Editor's Note (The View From Here)

Public Trust is Essential

Planning, designing, constructing and keeping a facility in acceptable condition are formidable tasks, but, garnering the necessary support to fund these projects may be an even bigger task. The perceived failure of our education system has made the public wary of supporting future investments. The tendency to dwell on the negative has made it more difficult for institutions to gain public trust and needed financial support.

To regain community trust and support, we need to provide data gathered by our planning and evaluation processes that verifies we are managing risk and provides evidence of need. This includes the development of comprehensive facility master plans, capital improvement plans, post-occupancy evaluations and the use of facility condition indexes.

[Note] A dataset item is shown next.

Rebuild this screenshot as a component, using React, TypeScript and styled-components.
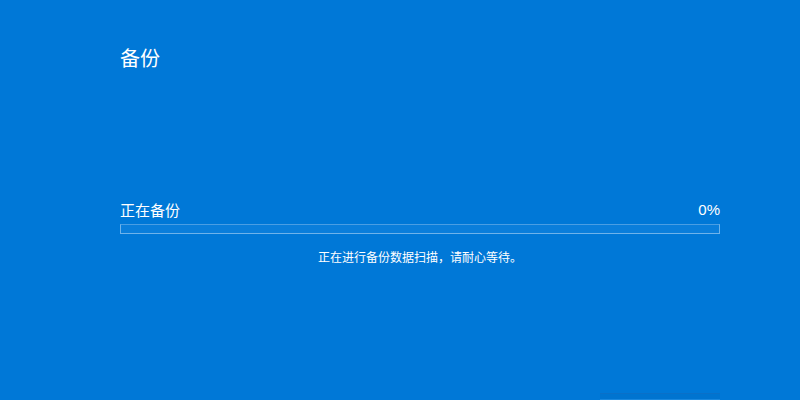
import styled, { createGlobalStyle } from "styled-components";

const GlobalStyle = createGlobalStyle`
  html, body {
    margin: 0;
    padding: 0;
    background: #0078d7;
  }
  body {
    font-family: "Noto Sans CJK SC", "Noto Sans", sans-serif;
    color: #ffffff;
  }
`;

const Screen = styled.div`
  box-sizing: border-box;
  width: 800px;
  height: 400px;
  background: #0078d7;
  padding: 44px 80px 0 120px;
  display: flex;
  flex-direction: column;
  position: relative;
  overflow: hidden;
`;

const Title = styled.h1`
  margin: 0;
  font-size: 20px;
  font-weight: 400;
  line-height: 28px;
  color: #ffffff;
`;

const ProgressBlock = styled.div`
  margin-top: 128px;
  display: flex;
  flex-direction: column;
`;

const LabelRow = styled.div`
  display: flex;
  justify-content: space-between;
  align-items: flex-end;
  font-size: 15px;
  line-height: 20px;
  color: #ffffff;
`;

const Percent = styled.span`
  font-family: "Liberation Sans", "Noto Sans", sans-serif;
  font-size: 15px;
`;

const Track = styled.div`
  box-sizing: border-box;
  margin-top: 4px;
  height: 10px;
  border: 1px solid #6fb3ea;
  border-top-color: #4a9ee3;
  background: #0a7edb;
`;

const Fill = styled.div`
  height: 100%;
  background: #ffffff;
`;

const Message = styled.div`
  margin-top: 14px;
  text-align: center;
  font-size: 12px;
  line-height: 18px;
  color: #ffffff;
`;

const BottomButton = styled.div`
  position: absolute;
  left: 600px;
  top: 393px;
  width: 120px;
  height: 30px;
  box-sizing: border-box;
  border-top: 1px solid #0a70c8;
  background: #0074d0;
  &::after {
    content: "";
    position: absolute;
    left: 0;
    right: 0;
    top: 5px;
    height: 2px;
    background: #1a88df;
  }
`;

export default function App() {
  const progress = 0;
  return (
    <>
      <GlobalStyle />
      <Screen>
        <Title>备份</Title>
        <ProgressBlock>
          <LabelRow>
            <span>正在备份</span>
            <Percent>{progress}%</Percent>
          </LabelRow>
          <Track>
            <Fill style={{ width: `${progress}%` }} />
          </Track>
          <Message>正在进行备份数据扫描，请耐心等待。</Message>
        </ProgressBlock>
        <BottomButton />
      </Screen>
    </>
  );
}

Often, the first challenge is convincing leadership that time and money should be spent on a comprehensive planning process, and that effective planning includes the representation and involvement of the entire community. Today’s educational institutions are becoming centers of community, facilities for early childhood programs, job training/retraining and workplace development. In order to garner the necessary public support and enhance accountability, local citizens should have a voice in the type of their educational facilities. This collective vision will result in a facility that: represents the needs of the community; is the collective responsibility of the community; and is supported by all of the people who helped create it.

It is also important that everyone understand that opening a new building is only the beginning. Next comes the need for post-occupancy evaluations, facility condition assessments and the development of a capital improvement plan. In my opinion, too few institutions perform post-occupancy evaluations. There is a lot we can learn from our buildings, and performing a post-occupancy evaluation can reveal limitations in the current design and prevent costly mistakes in the future.

The recent recession wreaked havoc on education funding. Jobs were lost, new facility construction decreased and maintenance of existing facilities was deferred. Despite a recovering economy, the funding for education remains low. The trend has shifted from building new, to taking care of what we have and prioritizing projects.

To regain financial support for education we need to regain the publics’ trust. Community involvement in the planning process, and defensible data, are necessary in order to support the messages we send — messages that must be sent by educational leaders who display competence, exhibit integrity and are true to their word. It is always easier to gain trust than to restore it.